De chercheurs, de médecins, de tâtonnements expérimentaux. Au cœur de ce combat, il y a les patients. Les hommes et les femmes qui endurent des traitements lourds et invasifs, s’expriment comme on se libère, sous le regard de Stéphan Moszkowicz.
Approche sensible, humaine, sans commentaires : la parole est aux malades. L’objectif du film est autant de sensibiliser les professionnels de la santé sur les effets secondaires que sur l’espoir suscité par les nouveaux traitements.

Écrit

* Prix Joseph Kessel à Thomas B. Reverdy pour Les Évaporés – Flammarion, 2013
De la résidence Kujoyama à Kyoto, Thomas B. Reverdy est revenu avec un désir de fuite couché sur le papier.
«Pourquoi rechercher celui qui a voulu disparaître? » Pourquoi retenir à l’encre ces Évaporés ? Sans doute pour raconter, en creux de polar, le mystère, le désir et le chagrin, ces liens qui unissent deux êtres à l’amour et à l’existence.

* Prix François Billetdoux à Éric Chevillard pour Le Désordre Azerty Minuit, 2014
Éric Chevillard ne peut pas ne pas écrire. Apparent désordre des lettres du clavier, étrange agencement de mots qui font thèmes, prétextes à l’écriture qui jaillit.
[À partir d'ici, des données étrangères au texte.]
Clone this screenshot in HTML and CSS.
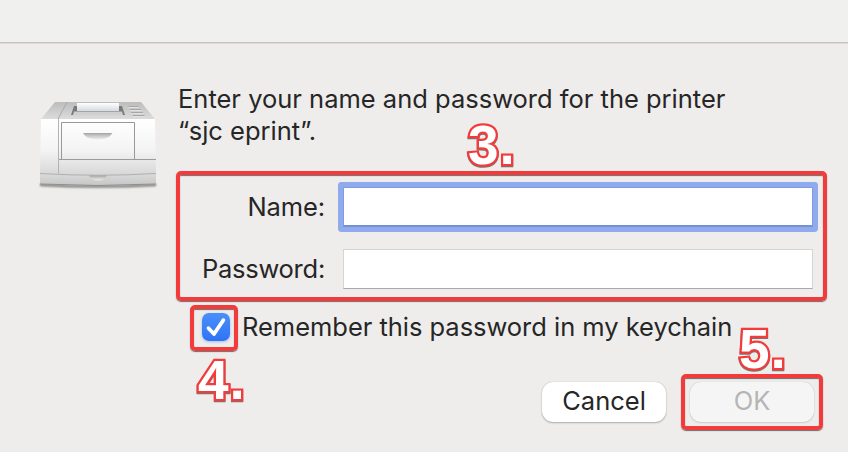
FILE: index.html
```html
<!DOCTYPE html>
<html lang="en">
<head>
  <meta charset="UTF-8" />
  <meta name="viewport" content="width=device-width, initial-scale=1.0" />
  <title>Printer sign in</title>
  <link rel="stylesheet" href="styles.css">
</head>
<body>
  <header class="titlebar"></header>

  <main class="dialog">
    <svg class="printer" width="124" height="100" viewBox="0 0 124 100">
      <defs>
        <linearGradient id="top" x1="0" y1="0" x2="0" y2="1">
          <stop offset="0" stop-color="#bcbcbc" />
          <stop offset="1" stop-color="#dcdcdc" />
        </linearGradient>
        <linearGradient id="front" x1="0" y1="0" x2="0" y2="1">
          <stop offset="0" stop-color="#ffffff" />
          <stop offset="0.55" stop-color="#f4f4f4" />
          <stop offset="1" stop-color="#d6d6d6" />
        </linearGradient>
        <linearGradient id="base" x1="0" y1="0" x2="0" y2="1">
          <stop offset="0" stop-color="#dadada" />
          <stop offset="1" stop-color="#c6c6c6" />
        </linearGradient>
        <linearGradient id="paper" x1="0" y1="0" x2="0" y2="1">
          <stop offset="0" stop-color="#ffffff" />
          <stop offset="1" stop-color="#d5d9e2" />
        </linearGradient>
        <linearGradient id="handle" x1="0" y1="0" x2="0" y2="1">
          <stop offset="0" stop-color="#a2a4a1" />
          <stop offset="0.4" stop-color="#c6c7c5" />
          <stop offset="1" stop-color="#eeeeee" />
        </linearGradient>
        <filter id="blur" x="-10%" y="-100%" width="120%" height="300%">
          <feGaussianBlur stdDeviation="1" />
        </filter>
      </defs>
      <path d="M4 86 Q62 89 120 86L120 88Q62 91 4 88Z" fill="#666" filter="url(#blur)" />
      <path d="M19 4H105L119 21H5Z" fill="url(#top)" />
      <path d="M31 4 22 21" stroke="#aaa" />
      <path d="M38 8H86L89 17H35Z" fill="#777a76" />
      <path d="M41 5H83V13H41Z" fill="url(#paper)" />
      <path d="M38 13.500H86L87 17H37Z" fill="#cfcfcf" />
      <path d="M92.500 8.500h10M94 11.500h11M95 14.500h12M96.500 17.500h12" stroke="#a6a6a6" />
      <path d="M92.500 9.500h10M94 12.500h11M95 15.500h12M96.500 18.500h12" stroke="#e2e2e2" />
      <path d="M5 21H119L120 76Q62 79 4 76Z" fill="url(#front)" />
      <path d="M22.500 21V75.500" stroke="#b3b3b3" />
      <path d="M25.500 61.500V24.500H98.500V61.500" fill="none" stroke="#989898" />
      <path d="M23 61.500H120" stroke="#9b9b9b" />
      <path d="M47 35H76.500Q73 41.500 61.500 41.500T47 35Z" fill="url(#handle)" />
      <path d="M4 75.500Q62 79 120 75.500L120 86Q62 89 4 86Z" fill="url(#base)" />
      <path d="M4 75.500Q62 79 120 75.500" fill="none" stroke="#b0b0b0" />
      <path d="M4 86Q62 89 120 86" fill="none" stroke="#8d8d8d" />
      <path d="M53 77.500H71Q69 82.500 62 82.500T53 77.500Z" fill="url(#handle)" />
    </svg>

    <form class="login">
      <p class="prompt">Enter your name and password for the printer<br />“sjc eprint”.</p>

      <div class="field">
        <label class="name-label" for="name">Name:</label>
        <input class="input focused" type="text" id="name" />
      </div>
      <div class="field">
        <label class="password-label" for="password">Password:</label>
        <input class="input" type="password" id="password" />
      </div>

      <div class="remember">
        <span class="checkbox">
          <svg width="28" height="28" viewBox="0 0 28 28">
            <path d="M6.500 15.200 12 21 21.300 7.200" fill="none" stroke="#fff" stroke-width="3.800" stroke-linecap="round" stroke-linejoin="round" />
          </svg>
        </span>
        <span class="remember-label">Remember this password in my keychain</span>
      </div>

      <div class="buttons">
        <button class="btn" type="button">Cancel</button>
        <button class="btn" type="button" disabled>OK</button>
      </div>
    </form>
  </main>

  <!-- step markers over the dialog -->
  <div class="frame frame-fields"></div>
  <div class="frame frame-check"></div>
  <div class="frame frame-ok"></div>
  <div class="step step-three">3.</div>
  <div class="step step-four">4.</div>
  <div class="step step-five">5.</div>
</body>
</html>
```
FILE: styles.css
```css
* {
  box-sizing: border-box;
}
body {
  margin: 0;
  width: 848px;
  height: 452px;
  overflow: hidden;
  position: relative;
  background-color: #eeedeb;
  color: #262626;
  font-family: Inter, "Liberation Sans", sans-serif;
  font-size: 25.5px;
  line-height: 32px;
}
.titlebar {
  height: 44px;
  background-color: #f0f0ee;
  border-bottom: 1px solid #dddcda;
  box-shadow: inset 0 -1px 0 #c3c2c0;
}
.dialog {
  display: flex;
  padding: 39px 35px 0 36px;
}
.printer {
  flex: none;
  margin: 15px 18px 0 0;
}
.login {
  flex: 1;
  min-width: 0;
}
.prompt {
  margin: 0 0 40px;
  white-space: nowrap;
}
.field {
  display: flex;
  align-items: center;
  height: 40px;
  margin-bottom: 22px;
}
.field label {
  width: 147px;
  margin-right: 18px;
  text-align: right;
  white-space: nowrap;
}
.name-label {
  letter-spacing: -0.1px;
}
.password-label {
  letter-spacing: -0.25px;
}
.input {
  flex: 1;
  min-width: 0;
  height: 40px;
  border: 1px solid #d6d5d3;
  border-bottom-color: #aaa9a7;
  background-color: #fff;
  font: inherit;
  outline: none;
}
.input.focused {
  border: 1px solid #7f9be3;
  border-bottom: 2px solid #7590d3;
  box-shadow: 0 0 0 5px #90abed;
  border-radius: 1px;
}
.remember {
  display: flex;
  align-items: center;
  height: 32px;
  padding-left: 24px;
  white-space: nowrap;
}
.remember-label {
  letter-spacing: -0.03px;
}
.checkbox {
  width: 28px;
  height: 28px;
  margin: -1px 12px 0 0;
  border-radius: 7px;
  background: linear-gradient(#4a8ff8, #2f73f5);
  box-shadow: 0 1px 3px rgba(60, 120, 240, 0.4);
}
.checkbox svg {
  display: block;
}
.buttons {
  display: flex;
  justify-content: flex-end;
  gap: 24px;
  margin: 39px -1px 0 0;
}
.btn {
  width: 124px;
  height: 40px;
  padding: 0 0 2px;
  border: none;
  border-radius: 11px;
  background-color: #fff;
  box-shadow: 0 0 1px rgba(0, 0, 0, 0.3), 0 1px 2px rgba(0, 0, 0, 0.25);
  color: #262626;
  font: inherit;
}
.btn:disabled {
  background-color: #f5f5f5;
  box-shadow: 0 0 1px rgba(0, 0, 0, 0.2), 0 1px 2px rgba(0, 0, 0, 0.12);
  color: #b5b5b5;
}

.frame {
  position: absolute;
  border: 4px solid #f33b3c;
  border-radius: 5px;
  box-shadow: 0 1px 1px rgba(0, 0, 0, 0.55), inset 0 1px 1px rgba(0, 0, 0, 0.55);
}
.frame-fields {
  left: 176px;
  top: 171px;
  width: 651px;
  height: 130px;
}
.frame-check {
  left: 190px;
  top: 305px;
  width: 48px;
  height: 46px;
}
.frame-ok {
  left: 681px;
  top: 374px;
  width: 142px;
  height: 56px;
}
.step {
  position: absolute;
  color: #fff;
  font-family: "Liberation Sans", Arial, sans-serif;
  font-size: 55px;
  font-weight: bold;
  line-height: 60px;
  letter-spacing: 1px;
  -webkit-text-stroke: 4.5px #f33b3c;
  paint-order: stroke fill;
  stroke-linejoin: round;
  filter: drop-shadow(0 1px 0.5px rgba(0, 0, 0, 0.5));
}
.step-three {
  left: 468px;
  top: 115px;
}
.step-four {
  left: 198px;
  top: 350px;
}
.step-five {
  left: 739px;
  top: 319px;
}
```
Avec jubilation, Éric Chevillard dresse un inventaire de ses objets littéraires.
Au Monde des livres, l’auteur feuilletonne chaque semaine.
Sur la Toile, son blog L’autofictif livre quotidiennement ses pensées, trouvailles libérées de toute convention narrative, tour à tour absurdes, philosophiques, spontanées, surréalistes.

Exposition > Qu’est-ce qu’un portrait ?
par Olivier Culmann, membre du collectif de photographes Tendance Floue.
Jusqu’au 5 novembre à la Scam – Entrée libre

Est-ce l’image que l’on a de soi-même? Celle que l’on voudrait renvoyer aux autres ? Celle qu’ils perçoivent ? Est-ce une photo de
soi ? D’un visage? Une photo d’identité officielle, avec ce qu’il faut d’oreille et de neutralité? La photo que l’on aime, que l’on encadre,
que l’on donne lorsque nécessaire, même si elle a vingt ans d’âge et n’est plus du tout d’actualité? Est-ce la vignette qui accompagne nos profils sur la Toile, ou les images apparaissant par centaines lorsqu’on tape un nom dans un moteur de recherche ?

Lorsque la Scam m’a demandé de réaliser les portraits des lauréats 2014, je me suis particulièrement interrogé sur les différentes façons d’interpréter ce mot. Non seulement il regroupait les multiples formes mentionnées précédemment, mais – a fortiori lorsqu’il
s’agit d’auteurs –, il me semblait difficile de ne pas tenir compte des œuvres qui leur étaient reliées.

Outre la réalisation d’une photographie – classique – de chaque lauréat, j’ai donc demandé à chacun de me donner des images,
des objets ou des morceaux de leur vie, de leur personne ou de leur œuvre. Puis, en m’inspirant de leur univers, de notre rencontre
et en jouant avec les différents modes de représentation, j’ai pris le parti de construire une image particulière pour chaque auteur.

Merci à eux d’avoir accepté de jouer le je.